- The Washington Times - Monday, April 28, 2003

The United States will limit fast-growing clothing imports from Vietnam under an agreement reached during the weekend, U.S. trade officials said.
   
   Vietnam’s apparel and textile sales to the United States have skyrocketed since the two countries normalized trade relations in 2001, making the Southeast Asian nation the sixth-biggest source of those shipments to the United States.
   
   “Vietnam did have unlimited growth. Now they are limited like every other country,” said a U.S. trade official, who spoke on the condition that he not be named.
   
   U.S. manufacturers had called for protection from the fast-growing sales, citing some products with growth rates of more than 1,000 percent.
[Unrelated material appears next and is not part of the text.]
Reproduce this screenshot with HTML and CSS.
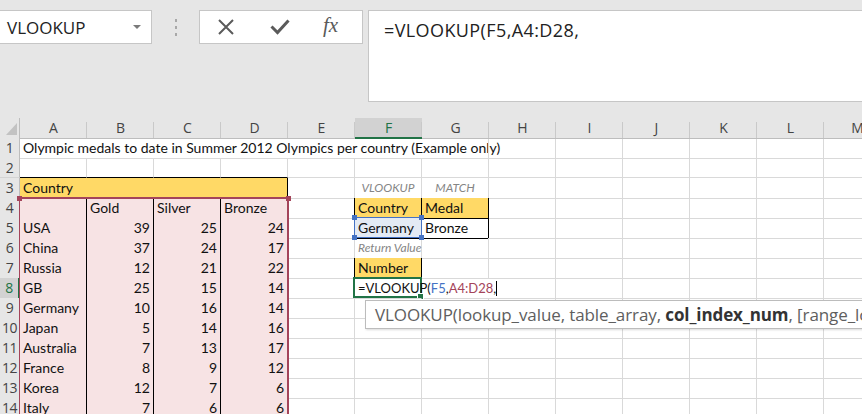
FILE: index.html
```html
<!DOCTYPE html>
<html>
<head>
<meta charset="utf-8">
<link rel="stylesheet" href="styles.css">
</head>
<body>
<div class="bar">
  <div class="namebox">
    <span class="nametext">VLOOKUP</span>
    <svg class="caret" width="8" height="5" viewBox="0 0 8 5"><path d="M0 0 L8 0 L4 4 Z" fill="#7a7a7a"/></svg>
  </div>
  <div class="grip"><i></i><i></i><i></i></div>
  <div class="btns">
    <svg class="icon" width="18" height="16" viewBox="0 0 18 16"><path d="M2 1 L16 15 M16 1 L2 15" stroke="#5a5a5a" stroke-width="2" fill="none"/></svg>
    <svg class="icon" width="20" height="16" viewBox="0 0 20 16"><path d="M1.5 7.5 L7.5 13.5 L18.5 1.5" stroke="#5a5a5a" stroke-width="3" fill="none"/></svg>
    <span class="fx">fx</span>
  </div>
  <div class="formula">=VLOOKUP(F5,A4:D28,</div>
</div>

<div class="sheet">
  <div class="row head">
    <div class="corner"><svg width="20" height="20" viewBox="0 0 20 20"><path d="M6 17 L17 17 L17 5 Z" fill="#c2c2c2"/></svg></div>
    <div class="ch">A</div><div class="ch">B</div><div class="ch">C</div><div class="ch">D</div><div class="ch">E</div><div class="ch sel">F</div><div class="ch">G</div><div class="ch">H</div><div class="ch">I</div><div class="ch">J</div><div class="ch">K</div><div class="ch">L</div><div class="ch">M</div>
  </div>
  <div class="row">
    <div class="rh">1</div>
    <div class="c nr">Olympic medals to date in Summer 2012 Olympics per country (Example only)</div><div class="c nr"></div><div class="c nr"></div><div class="c nr"></div><div class="c nr"></div><div class="c nr"></div><div class="c"></div><div class="c"></div><div class="c"></div><div class="c"></div><div class="c"></div><div class="c"></div><div class="c"></div>
  </div>
  <div class="row">
    <div class="rh">2</div>
    <div class="c kb"></div><div class="c kb"></div><div class="c kb"></div><div class="c kb"></div><div class="c"></div><div class="c"></div><div class="c"></div><div class="c"></div><div class="c"></div><div class="c"></div><div class="c"></div><div class="c"></div><div class="c"></div>
  </div>
  <div class="row">
    <div class="rh">3</div>
    <div class="c y nr kb">Country</div><div class="c y nr kb"></div><div class="c y nr kb"></div><div class="c y kr kb"></div><div class="c"></div><div class="c kb lbl ctr">VLOOKUP</div><div class="c kb lbl ctr">MATCH</div><div class="c"></div><div class="c"></div><div class="c"></div><div class="c"></div><div class="c"></div><div class="c"></div>
  </div>
  <div class="row">
    <div class="rh">4</div>
    <div class="c p kr kb"></div><div class="c p kr kb">Gold</div><div class="c p kr kb">Silver</div><div class="c p kr kb">Bronze</div><div class="c kr"></div><div class="c y kr kb">Country</div><div class="c y kr kb">Medal</div><div class="c"></div><div class="c"></div><div class="c"></div><div class="c"></div><div class="c"></div><div class="c"></div>
  </div>
  <div class="row">
    <div class="rh">5</div>
    <div class="c p kr kb">USA</div><div class="c p kr kb n">39</div><div class="c p kr kb n">25</div><div class="c p kr kb n">24</div><div class="c kr"></div><div class="c b kr kb">Germany</div><div class="c kr kb">Bronze</div><div class="c"></div><div class="c"></div><div class="c"></div><div class="c"></div><div class="c"></div><div class="c"></div>
  </div>
  <div class="row">
    <div class="rh">6</div>
    <div class="c p kr kb">China</div><div class="c p kr kb n">37</div><div class="c p kr kb n">24</div><div class="c p kr kb n">17</div><div class="c"></div><div class="c kb lbl">Return Value</div><div class="c"></div><div class="c"></div><div class="c"></div><div class="c"></div><div class="c"></div><div class="c"></div><div class="c"></div>
  </div>
  <div class="row">
    <div class="rh">7</div>
    <div class="c p kr kb">Russia</div><div class="c p kr kb n">12</div><div class="c p kr kb n">21</div><div class="c p kr kb n">22</div><div class="c kr"></div><div class="c y kr kb">Number</div><div class="c"></div><div class="c"></div><div class="c"></div><div class="c"></div><div class="c"></div><div class="c"></div><div class="c"></div>
  </div>
  <div class="row">
    <div class="rh rsel">8</div>
    <div class="c p kr kb">GB</div><div class="c p kr kb n">25</div><div class="c p kr kb n">15</div><div class="c p kr kb n">14</div><div class="c"></div><div class="c nr edit">=VLOOKUP(<span class="rf1">F5</span>,<span class="rf2">A4:D28</span>,<span class="cur"></span></div><div class="c nr"></div><div class="c"></div><div class="c"></div><div class="c"></div><div class="c"></div><div class="c"></div><div class="c"></div>
  </div>
  <div class="row">
    <div class="rh">9</div>
    <div class="c p kr kb">Germany</div><div class="c p kr kb n">10</div><div class="c p kr kb n">16</div><div class="c p kr kb n">14</div><div class="c"></div><div class="c"></div><div class="c"></div><div class="c"></div><div class="c"></div><div class="c"></div><div class="c"></div><div class="c"></div><div class="c"></div>
  </div>
  <div class="row">
    <div class="rh">10</div>
    <div class="c p kr kb">Japan</div><div class="c p kr kb n">5</div><div class="c p kr kb n">14</div><div class="c p kr kb n">16</div><div class="c"></div><div class="c"></div><div class="c"></div><div class="c"></div><div class="c"></div><div class="c"></div><div class="c"></div><div class="c"></div><div class="c"></div>
  </div>
  <div class="row">
    <div class="rh">11</div>
    <div class="c p kr kb">Australia</div><div class="c p kr kb n">7</div><div class="c p kr kb n">13</div><div class="c p kr kb n">17</div><div class="c"></div><div class="c"></div><div class="c"></div><div class="c"></div><div class="c"></div><div class="c"></div><div class="c"></div><div class="c"></div><div class="c"></div>
  </div>
  <div class="row">
    <div class="rh">12</div>
    <div class="c p kr kb">France</div><div class="c p kr kb n">8</div><div class="c p kr kb n">9</div><div class="c p kr kb n">12</div><div class="c"></div><div class="c"></div><div class="c"></div><div class="c"></div><div class="c"></div><div class="c"></div><div class="c"></div><div class="c"></div><div class="c"></div>
  </div>
  <div class="row">
    <div class="rh">13</div>
    <div class="c p kr kb">Korea</div><div class="c p kr kb n">12</div><div class="c p kr kb n">7</div><div class="c p kr kb n">6</div><div class="c"></div><div class="c"></div><div class="c"></div><div class="c"></div><div class="c"></div><div class="c"></div><div class="c"></div><div class="c"></div><div class="c"></div>
  </div>
  <div class="row">
    <div class="rh">14</div>
    <div class="c p kr kb">Italy</div><div class="c p kr kb n">7</div><div class="c p kr kb n">6</div><div class="c p kr kb n">6</div><div class="c"></div><div class="c"></div><div class="c"></div><div class="c"></div><div class="c"></div><div class="c"></div><div class="c"></div><div class="c"></div><div class="c"></div>
  </div>

  <div class="range"><i class="h tl"></i><i class="h tr"></i></div>
  <div class="ref"><i class="h tl"></i><i class="h tr"></i><i class="h bl"></i><i class="h br"></i></div>
  <div class="active"><i class="fill"></i></div>
  <div class="tip">VLOOKUP(lookup_value, table_array, <b>col_index_num</b>, [range_lookup])</div>
</div>
</body>
</html>
```
FILE: styles.css
```css
html, body {
  margin: 0;
  padding: 0;
  background: #ffffff;
  overflow: hidden;
  width: 862px;
  height: 414px;
}

.bar {
  display: flex;
  align-items: flex-start;
  height: 108px;
  padding-top: 10px;
  background: #e6e6e6;
  font-family: "Open Sans", "Noto Sans", sans-serif;
}

.namebox {
  box-sizing: border-box;
  width: 152px;
  height: 34px;
  background: #fff;
  border: 1px solid #c6c6c6;
  border-left: none;
  display: flex;
  align-items: center;
  justify-content: space-between;
  padding: 0 10px 0 7px;
}

.nametext {
  font-size: 17px;
  color: #222;
}

.caret { margin-top: 1px; }

.grip {
  width: 47px;
  height: 34px;
  display: flex;
  flex-direction: column;
  align-items: center;
  justify-content: center;
  gap: 4px;
}
.grip i {
  display: block;
  width: 2px;
  height: 3px;
  background: #a8a8a8;
}

.btns {
  box-sizing: border-box;
  width: 164px;
  height: 34px;
  background: #fff;
  border: 1px solid #c6c6c6;
  display: flex;
  align-items: center;
  padding-left: 17px;
  gap: 35px;
}
.fx {
  font-family: "Liberation Serif", serif;
  font-style: italic;
  font-size: 21px;
  color: #5a5a5a;
  margin-left: -2px;
  margin-top: -3px;
}

.formula {
  box-sizing: border-box;
  flex: 1;
  height: 92px;
  margin-left: 5px;
  background: #fff;
  border: 1px solid #c6c6c6;
  border-right: none;
  padding: 6px 0 0 15px;
  font-size: 18px;
  letter-spacing: 0.4px;
  color: #222;
  line-height: 26px;
}

.sheet {
  position: relative;
  font-family: "Lato", "Liberation Sans", sans-serif;
  font-size: 14px;
  color: #111;
}

.row {
  display: grid;
  grid-template-columns: 20px repeat(13, 67px);
  height: 20px;
}

.head {
  background: #e6e6e6;
  font-family: "Open Sans", "Noto Sans", sans-serif;
}
.corner {
  box-sizing: border-box;
  border-bottom: 1px solid #bdbdbd;
  border-right: 1px solid #bdbdbd;
}
.corner svg { display: block; }
.ch {
  box-sizing: border-box;
  position: relative;
  border-bottom: 1px solid #bdbdbd;
  text-align: center;
  font-size: 14px;
  line-height: 19px;
  color: #444;
}
.ch::after {
  content: "";
  position: absolute;
  right: 0;
  top: 4px;
  bottom: 0;
  width: 1px;
  background: #c9c9c9;
}
.ch.sel {
  background: #d2d2d2;
  color: #217346;
  border-bottom: 2px solid #217346;
}

.rh {
  box-sizing: border-box;
  background: #e6e6e6;
  border-right: 1px solid #bdbdbd;
  border-bottom: 1px solid #d4d4d4;
  text-align: center;
  font-family: "Open Sans", "Noto Sans", sans-serif;
  font-size: 14px;
  line-height: 19px;
  color: #444;
  letter-spacing: -0.5px;
}
.rh.rsel {
  background: #d2d2d2;
  color: #217346;
  border-right: 2px solid #217346;
}

.c {
  box-sizing: border-box;
  border-right: 1px solid #d9d9d9;
  border-bottom: 1px solid #d9d9d9;
  padding: 0 3px;
  line-height: 20px;
  white-space: nowrap;
  overflow: visible;
}
.n { text-align: right; }
.ctr { text-align: center; }
.nr { border-right-color: transparent; }
.kr { border-right-color: #000; }
.kb { border-bottom-color: #000; }
.y { background: #ffd966; }
.p { background: #f7e3e4; }
.b { background: #e3eaf4; }

.lbl {
  font-style: italic;
  font-size: 12px;
  color: #858585;
}

.edit { position: relative; z-index: 2; font-size: 13px; }
.rf1 { color: #4472c4; }
.rf2 { color: #a4445a; }
.cur {
  display: inline-block;
  width: 1px;
  height: 15px;
  background: #000;
  vertical-align: -3px;
}

.range {
  position: absolute;
  left: 19px;
  top: 79px;
  width: 270px;
  height: 400px;
  box-sizing: border-box;
  border: 2px solid #a4445a;
  border-left-width: 1px;
  pointer-events: none;
}
.h {
  position: absolute;
  width: 5px;
  height: 5px;
}
.range .h { background: #a4445a; }
.range .tl { left: -3px; top: -3px; }
.range .tr { right: -4px; top: -3px; }

.ref {
  position: absolute;
  left: 354px;
  top: 99px;
  width: 68px;
  height: 21px;
  box-sizing: border-box;
  border: 1px solid #4472c4;
}
.ref .h { background: #4472c4; }
.ref .tl { left: -3px; top: -3px; }
.ref .tr { right: -3px; top: -3px; }
.ref .bl { left: -3px; bottom: -3px; }
.ref .br { right: -3px; bottom: -3px; }

.active {
  position: absolute;
  left: 353px;
  top: 159px;
  width: 69px;
  height: 21px;
  box-sizing: border-box;
  border: 2px solid #217346;
}
.active .fill {
  position: absolute;
  right: -4px;
  bottom: -4px;
  width: 5px;
  height: 5px;
  background: #217346;
  border: 1px solid #fff;
}

.tip {
  position: absolute;
  left: 365px;
  top: 182px;
  width: 620px;
  height: 29px;
  box-sizing: border-box;
  background: #fff;
  border: 1px solid #bcbcbc;
  box-shadow: 1px 1px 2px rgba(0,0,0,0.15);
  padding-left: 9px;
  font-family: "Open Sans", "Noto Sans", sans-serif;
  font-size: 17px;
  letter-spacing: -0.1px;
  line-height: 27px;
  color: #5e5e5e;
  white-space: nowrap;
  z-index: 3;
}
.tip b { color: #333; font-weight: 700; }
```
Clothing importers and retailers wanted free trade to continue, citing benefits for American consumers.
   
   Overall, the value of clothing and fabric imported from Vietnam jumped from $49 million in 2001 to $952 million in 2002, trade officials said.
   
   Vietnam has asked to be exempt from quotas.
   
   “We are totally unsatisfied,” said Le Quoc An, chairman of Vietnam Textile and Garment Corp., the country’s largest textile manufacturer, the Associated Press reported. “They threatened to unilaterally impose the quotas if Vietnam did not agree.”
   
   Vietnam is not a member of the World Trade Organization, so the United States could impose trade restrictions unilaterally.
   
   Clothing and fabric are the second-biggest exports for Vietnam, after oil. The weekend deal, which takes effect Thursday, places quotas on 38 products, such as knit shirts and pants.
   
   U.S. trade officials during the weekend said that shipments should be limited to $1.65 billion over a 12-month span. They had been on pace to top $2 billion.
   
   But the deal, which can be extended past its 2004 expiration, allows continuing growth of clothing and fabric exports from Vietnam to the United States. On average, Vietnam’s exports will be allowed to increase by 7 percent annually.
   
   “They were the only major producer in Asia without quotas,” a U.S. trade official said.
   
   The United States also had accused Vietnam of being a conduit for illegal shipments of Chinese clothes, so Chinese manufacturers could avoid quotas on their products.
   
   As part of the weekend deal, Vietnam agreed to allow U.S. customs officials to inspect its plants. The inspections are used to ensure that products are made on premises, and not shipped from China through Vietnam.
   
   If inspectors determine that apparel and textile trade is not originating from Vietnam, the United States can reduce Vietnam’s quotas, a trade official said.